* begin *

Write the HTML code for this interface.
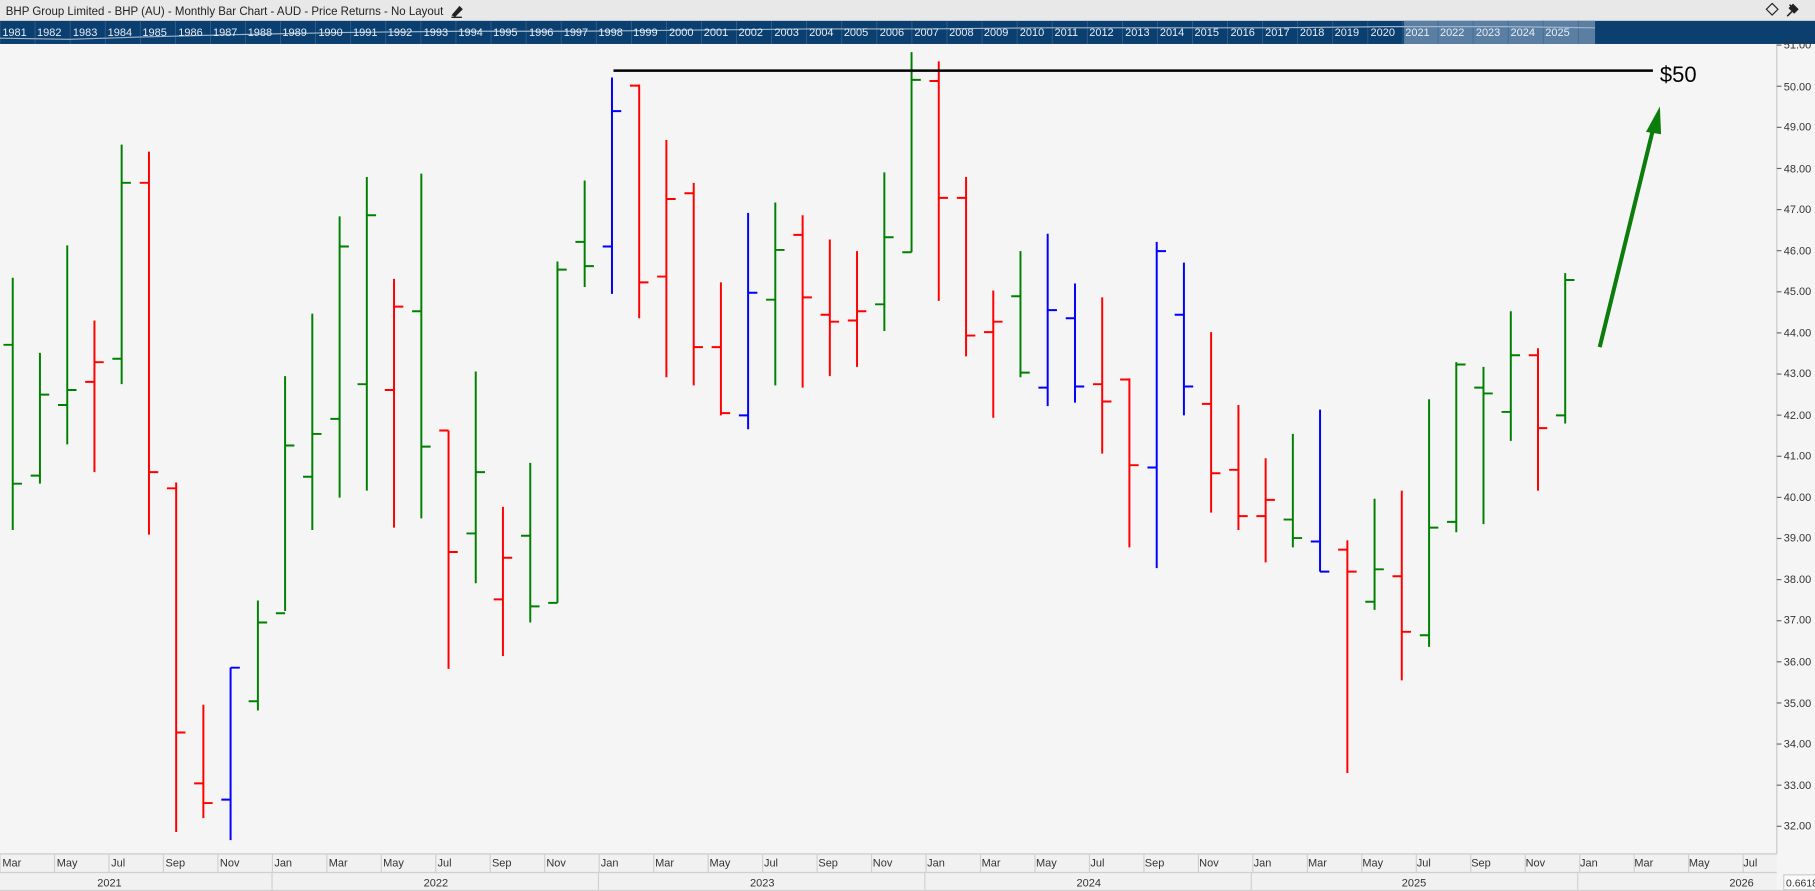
<!DOCTYPE html>
<html><head><meta charset="utf-8"><style>
html,body{margin:0;padding:0;width:1815px;height:891px;overflow:hidden;background:#f5f5f5;font-family:"Liberation Sans",sans-serif}
svg{display:block}
</style></head><body>
<svg id="s" width="1815" height="891" viewBox="0 0 1568 770" preserveAspectRatio="none" xmlns="http://www.w3.org/2000/svg" font-family="Liberation Sans, sans-serif">
<rect x="0" y="0" width="1568" height="770" fill="#f5f5f5"/>
<rect x="0" y="0" width="1568" height="18" fill="#e8e8e8"/>
<text x="5" y="13" font-size="10.5" fill="#222" textLength="378" lengthAdjust="spacingAndGlyphs">BHP Group Limited - BHP (AU) - Monthly Bar Chart - AUD - Price Returns - No Layout</text>
<path d="M391 13 L397 6 L399 8 L393 14 Z M390 15 L399 15" stroke="#222" stroke-width="1.2" fill="#222"/>
<path d="M1531 3 L1536 8 L1531 13 L1526 8 Z" fill="none" stroke="#222" stroke-width="1"/>
<path d="M1546 4 L1552 10 M1549 4 L1553 8 L1550 11 L1546 7 Z M1548 10 L1544 14" stroke="#222" stroke-width="1.3" fill="#222"/>
<rect x="0" y="18" width="1568" height="20" fill="#0b3f70"/>
<rect x="1213" y="18" width="165" height="20" fill="#5b7fa3"/>
<g id="nav" font-size="9.5" fill="#e6eef6"></g>
<path d="M0 33 L60 34 L120 32 L200 30 L300 28 L400 27 L500 27 L600 26 L700 25 L800 25 L900 24 L1000 24 L1100 24 L1200 23 L1300 23 L1378 24" stroke="#9fb6cc" stroke-width="1" fill="none"/>
<line x1="1535" y1="38" x2="1535" y2="738" stroke="#c8c8c8" stroke-width="1"/>
<g id="yax" font-size="9.5" fill="#333"></g>
<g id="bars" stroke-width="1.7" fill="none"></g>
<line x1="530" y1="61" x2="1428" y2="61" stroke="#000" stroke-width="2.2"/>
<text x="1434" y="71" font-size="19" fill="#000">$50</text>
<line x1="1382" y1="300" x2="1428" y2="112" stroke="#0a7d0a" stroke-width="3.5"/>
<path d="M1434 92 L1422 114 L1435 116 Z" fill="#0a7d0a"/>
<rect x="0" y="738" width="1535" height="32" fill="#f1f1f1"/>
<line x1="0" y1="738" x2="1535" y2="738" stroke="#c8c8c8"/>
<line x1="0" y1="754" x2="1535" y2="754" stroke="#d0d0d0"/>
<line x1="0" y1="769.5" x2="1568" y2="769.5" stroke="#d0d0d0"/>
<g id="mx" font-size="9.5" fill="#333"></g>
<g font-size="9.5" fill="#333">
<text x="84" y="766">2021</text><text x="366" y="766">2022</text><text x="648" y="766">2023</text><text x="930" y="766">2024</text><text x="1211" y="766">2025</text><text x="1494" y="766">2026</text>
</g>
<g stroke="#d0d0d0"><line x1="235" y1="754" x2="235" y2="769"/><line x1="517" y1="754" x2="517" y2="769"/><line x1="799" y1="754" x2="799" y2="769"/><line x1="1081" y1="754" x2="1081" y2="769"/><line x1="1363" y1="754" x2="1363" y2="769"/></g>
<rect x="1541" y="756" width="30" height="13" fill="#fafafa" stroke="#ccc"/>
<text x="1543" y="766" font-size="9" fill="#333">0.6618</text>
<g font-size="9.5" fill="#333">
<text x="1541" y="42">51.00</text><text x="1541" y="78">50.00</text><text x="1541" y="113">49.00</text><text x="1541" y="149">48.00</text><text x="1541" y="184">47.00</text><text x="1541" y="220">46.00</text><text x="1541" y="255">45.00</text><text x="1541" y="291">44.00</text><text x="1541" y="326">43.00</text><text x="1541" y="362">42.00</text><text x="1541" y="397">41.00</text><text x="1541" y="433">40.00</text><text x="1541" y="468">39.00</text><text x="1541" y="504">38.00</text><text x="1541" y="539">37.00</text><text x="1541" y="575">36.00</text><text x="1541" y="611">35.00</text><text x="1541" y="646">34.00</text><text x="1541" y="682">33.00</text><text x="1541" y="717">32.00</text>
</g>
<g font-size="9.5" fill="#333">
<text x="2" y="749">Mar</text><text x="49" y="749">May</text><text x="96" y="749">Jul</text><text x="143" y="749">Sep</text><text x="190" y="749">Nov</text><text x="237" y="749">Jan</text><text x="284" y="749">Mar</text><text x="331" y="749">May</text><text x="378" y="749">Jul</text><text x="425" y="749">Sep</text><text x="472" y="749">Nov</text><text x="519" y="749">Jan</text><text x="566" y="749">Mar</text><text x="613" y="749">May</text><text x="660" y="749">Jul</text><text x="707" y="749">Sep</text><text x="754" y="749">Nov</text><text x="801" y="749">Jan</text><text x="848" y="749">Mar</text><text x="895" y="749">May</text><text x="942" y="749">Jul</text><text x="989" y="749">Sep</text><text x="1036" y="749">Nov</text><text x="1083" y="749">Jan</text><text x="1130" y="749">Mar</text><text x="1177" y="749">May</text><text x="1224" y="749">Jul</text><text x="1271" y="749">Sep</text><text x="1318" y="749">Nov</text><text x="1365" y="749">Jan</text><text x="1412" y="749">Mar</text><text x="1459" y="749">May</text><text x="1506" y="749">Jul</text>
</g>
<g font-size="9.5" fill="#e6eef6">
<text x="2" y="31">1981</text><text x="32" y="31">1982</text><text x="63" y="31">1983</text><text x="93" y="31">1984</text><text x="123" y="31">1985</text><text x="154" y="31">1986</text><text x="184" y="31">1987</text><text x="214" y="31">1988</text><text x="244" y="31">1989</text><text x="275" y="31">1990</text><text x="305" y="31">1991</text><text x="335" y="31">1992</text><text x="366" y="31">1993</text><text x="396" y="31">1994</text><text x="426" y="31">1995</text><text x="457" y="31">1996</text><text x="487" y="31">1997</text><text x="517" y="31">1998</text><text x="547" y="31">1999</text><text x="578" y="31">2000</text><text x="608" y="31">2001</text><text x="638" y="31">2002</text><text x="669" y="31">2003</text><text x="699" y="31">2004</text><text x="729" y="31">2005</text><text x="760" y="31">2006</text><text x="790" y="31">2007</text><text x="820" y="31">2008</text><text x="850" y="31">2009</text><text x="881" y="31">2010</text><text x="911" y="31">2011</text><text x="941" y="31">2012</text><text x="972" y="31">2013</text><text x="1002" y="31">2014</text><text x="1032" y="31">2015</text><text x="1063" y="31">2016</text><text x="1093" y="31">2017</text><text x="1123" y="31">2018</text><text x="1153" y="31">2019</text><text x="1184" y="31">2020</text><text x="1214" y="31">2021</text><text x="1244" y="31">2022</text><text x="1275" y="31">2023</text><text x="1305" y="31">2024</text><text x="1335" y="31">2025</text>
</g>
</svg>
<script>
var d=[
["g",240,458,298,418],["g",305,418,411,341],["g",212,384,350,337],["r",277,408,330,313],["g",125,332,310,158],
["r",131,462,158,408],["r",417,719,422,633],["r",609,707,677,694],["b",577,726,691,577],["g",519,614,606,538],
["g",325,528,530,385],["g",271,458,412,375],["g",187,430,362,213],["g",153,424,332,186],["r",241,456,337,265],
["g",150,448,269,386],["r",372,578,372,477],["g",321,504,461,408],["r",438,567,518,482],["g",400,538,463,524],
["g",226,521,521,233],["g",156,248,209,230],["b",67,254,213,96],["r",73,275,74,244],["r",121,326,239,172],
["r",158,333,167,300],["r",244,359,300,357],["b",184,371,359,253],["g",175,333,259,216],["r",186,335,203,257],
["r",207,325,272,278],["r",217,317,277,269],["g",149,286,263,205],["g",45,218,218,69],["r",53,260,70,171],
["r",153,308,171,290],["r",251,361,287,278],["g",217,326,256,322],["b",202,351,335,268],["b",245,348,275,334],
["r",257,392,332,347],["r",327,473,328,402],["b",209,491,404,217],["b",227,359,272,334],["r",287,443,349,409],
["r",350,458,406,446],["r",396,486,446,432],["g",375,473,449,465],["b",354,494,468,494],["r",467,668,475,494],
["g",431,527,520,492],["r",424,588,498,546],["g",345,559,549,456],["g",313,460,451,315],["g",317,453,335,340],
["g",269,381,356,307],["r",301,424,307,370],["g",236,366,359,242]];
var c={g:"#008000",r:"#ff0000",b:"#0000ff"},h="";
d.forEach(function(b,i){var x=(11+i*23.53).toFixed(1);
h+='<path stroke="'+c[b[0]]+'" d="M'+x+' '+b[1]+'V'+b[2]+'M'+(x-8)+' '+b[3]+'H'+x+'M'+x+' '+b[4]+'H'+(+x+8)+'"/>';});
document.getElementById("bars").innerHTML=h;
var m="";for(var i=0;i<33;i++){var x=i*47.06;m+='<line x1="'+x+'" y1="738" x2="'+x+'" y2="754" stroke="#d0d0d0"/>';}
document.getElementById("mx").innerHTML=m;
var n="";for(var i=0;i<46;i++){var x=(i*30.3).toFixed(1);n+='<line x1="'+x+'" y1="18" x2="'+x+'" y2="38" stroke="#3d6690" stroke-width="0.6"/>';}
document.getElementById("nav").innerHTML=n;
var y="";for(var p=32;p<=51;p++){var yy=39+(51-p)*35.53;y+='<line x1="1535" y1="'+yy+'" x2="1539" y2="'+yy+'" stroke="#666"/>';}
document.getElementById("yax").innerHTML=y;
</script>
</body></html>
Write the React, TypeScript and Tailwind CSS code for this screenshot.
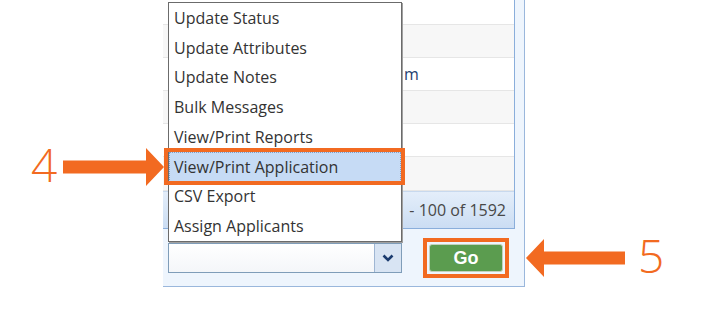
import React from "react";

const actions = [
  "Update Status",
  "Update Attributes",
  "Update Notes",
  "Bulk Messages",
  "View/Print Reports",
  "View/Print Application",
  "CSV Export",
  "Assign Applicants",
];

// only the tail of one cell peeks out from under the open menu
const rows = [
  { h: "h-[25px]", bg: "bg-white", text: "" },
  { h: "h-[33px]", bg: "bg-[#f7f7f7]", text: "" },
  { h: "h-[33px]", bg: "bg-white", text: "m" },
  { h: "h-[33px]", bg: "bg-[#f7f7f7]", text: "" },
  { h: "h-[33px]", bg: "bg-white", text: "" },
  { h: "h-[34px]", bg: "bg-[#f7f7f7]", text: "" },
];

function Chevron() {
  return (
    <svg width="12" height="8" viewBox="0 0 12 8">
      <path d="M1.5 1.5 L6 6 L10.5 1.5" fill="none" stroke="#1b3c6f" strokeWidth="2.6" />
    </svg>
  );
}

export default function App() {
  return (
    <div className="relative w-[720px] h-[318px] bg-white overflow-hidden font-['Open_Sans',sans-serif]">
      {/* grid panel */}
      <div className="ml-[163px] w-[362px] h-[287px] flex flex-col bg-[#eef5fd] border-r border-b border-[#9ab7dc]">
        <div className="w-[352px] h-[229px] shrink-0 flex flex-col bg-white border-r border-b border-[#8aaedb]">
          {rows.map((r, i) => (
            <div
              key={i}
              className={`${r.h} ${r.bg} shrink-0 flex items-center pl-[241px] border-b border-[#e6e6e6] text-[16px] text-[#24406e]`}
            >
              {r.text}
            </div>
          ))}
          <div className="flex-1 flex items-center justify-end pr-[8px] bg-gradient-to-b from-[#e4eefa] to-[#cbddf3] border-t border-[#c8d9ee] text-[16px] font-medium text-[#484848]">
            - 100 of 1592
          </div>
        </div>

        <div className="flex items-center pl-[5px] mt-[9px]">
          <div className="w-[234px] h-[30px] flex border border-[#7f9db9] bg-white">
            <div className="flex-1 bg-gradient-to-b from-white to-[#f4f6f9]" />
            <div className="w-[27px] flex items-center justify-center bg-[#d8e4f3] border-l border-[#9fb6d3]">
              <Chevron />
            </div>
          </div>
          <div className="ml-[21px] w-[86px] h-[40px] p-[2px] border-4 border-[#f26a21] bg-[#eef5fd]">
            <button className="w-full h-full flex items-center justify-center rounded-[3px] border border-[#c3d2bd] bg-[#5b9c4f] text-white text-[18px] font-bold font-['Liberation_Sans',sans-serif]">
              Go
            </button>
          </div>
        </div>
      </div>

      {/* open action menu */}
      <div className="absolute left-[168px] top-[2px] w-[234px] bg-white border border-[#6b6b6b] shadow-[1px_1px_0_#a0a0a0]">
        {actions.map((a, i) => (
          <div
            key={a}
            className={`h-[29.75px] flex items-center pl-[5px] text-[16px] text-[#333] ${
              i === 5 ? "bg-[#c6dbf5] outline outline-1 outline-dotted outline-[#7f9cc4] -outline-offset-1" : ""
            }`}
          >
            {a}
          </div>
        ))}
      </div>

      {/* annotation frame */}
      <div className="absolute left-[164px] top-[148px] w-[241px] h-[37px] border-4 border-[#f26a21]" />

      {/* step 4 */}
      <div className="absolute left-[31px] top-[141px] text-[46px] leading-none font-light text-[#f26a21]">4</div>
      <svg className="absolute left-[60px] top-[145px]" width="110" height="45" viewBox="0 0 110 45">
        <path d="M3 15.5 H86 V3 L104 22 L86 41 V28.5 H3 Z" fill="#f26a21" />
      </svg>

      {/* step 5 */}
      <svg className="absolute left-[520px] top-[235px]" width="110" height="46" viewBox="0 0 110 46">
        <path d="M6 23 L24 4 V16.5 H105 V29.5 H24 V42 Z" fill="#f26a21" />
      </svg>
      <div className="absolute left-[638px] top-[232px] text-[46px] leading-none font-light text-[#f26a21]">5</div>
    </div>
  );
}
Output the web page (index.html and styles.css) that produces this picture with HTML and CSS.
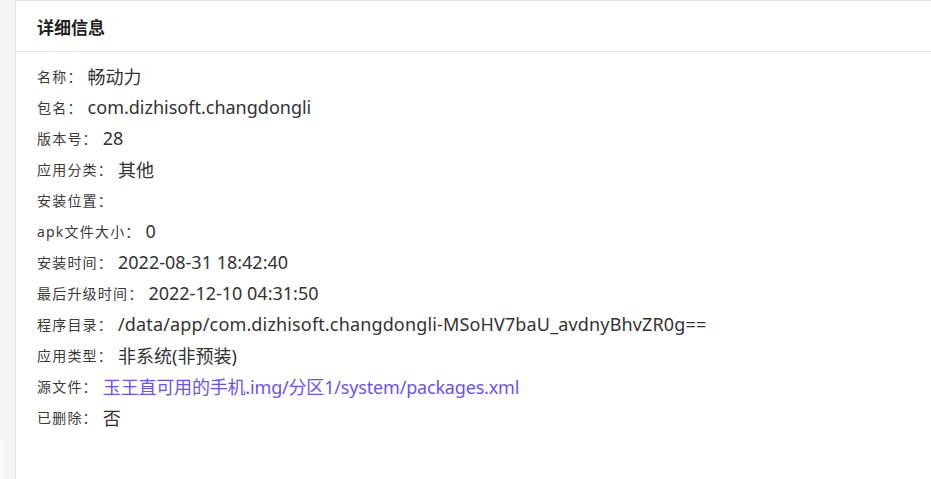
FILE: index.html
```html
<!DOCTYPE html>
<html lang="zh-CN">
<head>
<meta charset="utf-8">
<title>详细信息</title>
<link rel="stylesheet" href="styles.css">
</head>
<body>
<div class="layout">
  <aside class="side"><div class="side-notch"></div></aside>
  <section class="panel">
    <header class="panel-head">详细信息</header>
    <div class="panel-body">
      <div class="row"><span class="label">名称：</span><span class="value">畅动力</span></div>
      <div class="row"><span class="label">包名：</span><span class="value">com.dizhisoft.changdongli</span></div>
      <div class="row"><span class="label">版本号：</span><span class="value">28</span></div>
      <div class="row"><span class="label">应用分类：</span><span class="value">其他</span></div>
      <div class="row"><span class="label">安装位置：</span><span class="value"></span></div>
      <div class="row"><span class="label">apk文件大小：</span><span class="value">0</span></div>
      <div class="row"><span class="label">安装时间：</span><span class="value">2022-08-31 18:42:40</span></div>
      <div class="row"><span class="label">最后升级时间：</span><span class="value">2022-12-10 04:31:50</span></div>
      <div class="row"><span class="label">程序目录：</span><span class="value path">/data/app/com.dizhisoft.changdongli-MSoHV7baU_avdnyBhvZR0g==</span></div>
      <div class="row"><span class="label">应用类型：</span><span class="value">非系统(非预装)</span></div>
      <div class="row"><span class="label">源文件：</span><a class="value link" href="#">玉王直可用的手机.img/分区1/system/packages.xml</a></div>
      <div class="row"><span class="label">已删除：</span><span class="value">否</span></div>
    </div>
  </section>
</div>
</body>
</html>
```

FILE: styles.css
```css
* { box-sizing: border-box; }
html, body { margin: 0; padding: 0; height: 100%; }
body {
  font-family: "Noto Sans", "Noto Sans CJK SC", sans-serif;
  color: #333;
  background: #fff;
}
.layout {
  display: flex;
  height: 479px;
}
.side {
  width: 15px;
  flex: none;
  background: #f5f5f5;
  display: flex;
  flex-direction: column;
  justify-content: flex-end;
}
.side-notch {
  width: 3px;
  height: 39px;
  background: #fafafa;
}
.panel {
  flex: 1;
  border-left: 1px solid #e2e2e2;
  border-top: 1px solid #e2e2e2;
  background: #fff;
}
.panel-head {
  height: 51px;
  padding-left: 21px;
  display: flex;
  align-items: center;
  font-size: 17px;
  font-weight: 700;
  color: #222;
  border-bottom: 1px solid #e2e2e2;
}
.panel-body {
  padding: 8px 0 0 21px;
}
.row {
  height: 31px;
  display: flex;
  align-items: center;
  white-space: nowrap;
}
.label {
  font-size: 14px;
  letter-spacing: 1.2px;
  color: #3a3a3a;
}
.value {
  font-size: 18px;
  color: #333;
  margin-left: 5px;
}
.path {
  letter-spacing: 0.15px;
}
.link {
  color: #6c52f2;
  text-decoration: none;
  letter-spacing: -0.18px;
}
```
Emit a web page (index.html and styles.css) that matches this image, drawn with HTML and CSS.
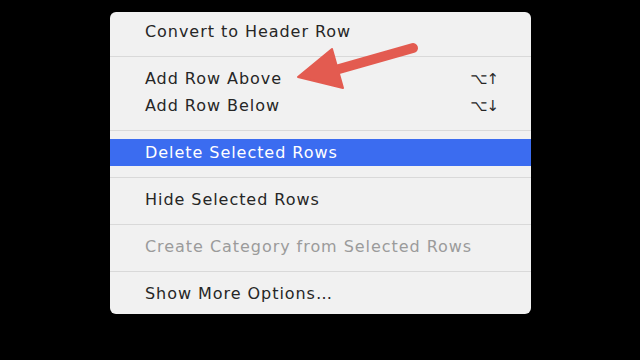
FILE: index.html
```html
<!DOCTYPE html>
<html lang="en">

<head>
  <meta charset="UTF-8">
  <title>Table Row Menu</title>
  <link rel="stylesheet" href="styles.css">
</head>

<body>
  <div id="context-menu">
    <div class="menu-item">Convert to Header Row</div>
    <div class="separator"></div>
    <div class="menu-item">Add Row Above <span class="shortcut">&#x2325;&#x2191;</span></div>
    <div class="menu-item">Add Row Below <span class="shortcut">&#x2325;&#x2193;</span></div>
    <div class="separator"></div>
    <div class="menu-item selected">Delete Selected Rows</div>
    <div class="separator"></div>
    <div class="menu-item">Hide Selected Rows</div>
    <div class="separator"></div>
    <div class="menu-item disabled">Create Category from Selected Rows</div>
    <div class="separator"></div>
    <div class="menu-item">Show More Options&hellip;</div>
  </div>

  <!-- Red pointer arrow drawn over the menu -->
  <svg id="pointer-arrow" width="640" height="360" viewBox="0 0 640 360">
    <line x1="413" y1="48" x2="332" y2="71" stroke="#e35b50" stroke-width="10" stroke-linecap="round" />
    <polygon points="298,77 332,49 343,88" fill="#e35b50" stroke="#e35b50" stroke-width="2" stroke-linejoin="round" />
  </svg>
</body>

</html>
```

FILE: styles.css
```css
body {
  margin: 0;
  width: 640px;
  height: 360px;
  background-color: #000;
  font-family: "DejaVu Sans", Verdana, sans-serif;
  overflow: hidden;
  position: relative;
}

#context-menu {
  width: 421px;
  margin: 12px 0 0 110px;
  padding: 6px 0 7px 0;
  box-sizing: border-box;
  background-color: #f1f1f1;
  border-radius: 6px;
  display: flex;
  flex-direction: column;
}

.menu-item {
  display: flex;
  justify-content: space-between;
  align-items: center;
  height: 27px;
  padding: 0 33px 0 35px;
  font-size: 16px;
  letter-spacing: 0.95px;
  color: #262626;
}

.menu-item.selected {
  background-color: #3b6cf0;
  color: #fff;
}

.menu-item.disabled {
  color: #9b9b9b;
}

.shortcut {
  font-size: 15px;
  letter-spacing: -1px;
}

.separator {
  height: 1px;
  margin: 11px 0 8px 0;
  background-color: #d9d9d9;
}

/* arrow sits on top of everything */
#pointer-arrow {
  position: absolute;
  top: 0;
  left: 0;
}
```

* end *

▶ [Stated task] Gather, from the listing above, every line carrying the word "with".

▶ [Output for this task]
Output the web page (index.html and styles.css) that produces this picture with HTML and CSS.
Emit a web page (index.html and styles.css) that matches this image, drawn with HTML and CSS.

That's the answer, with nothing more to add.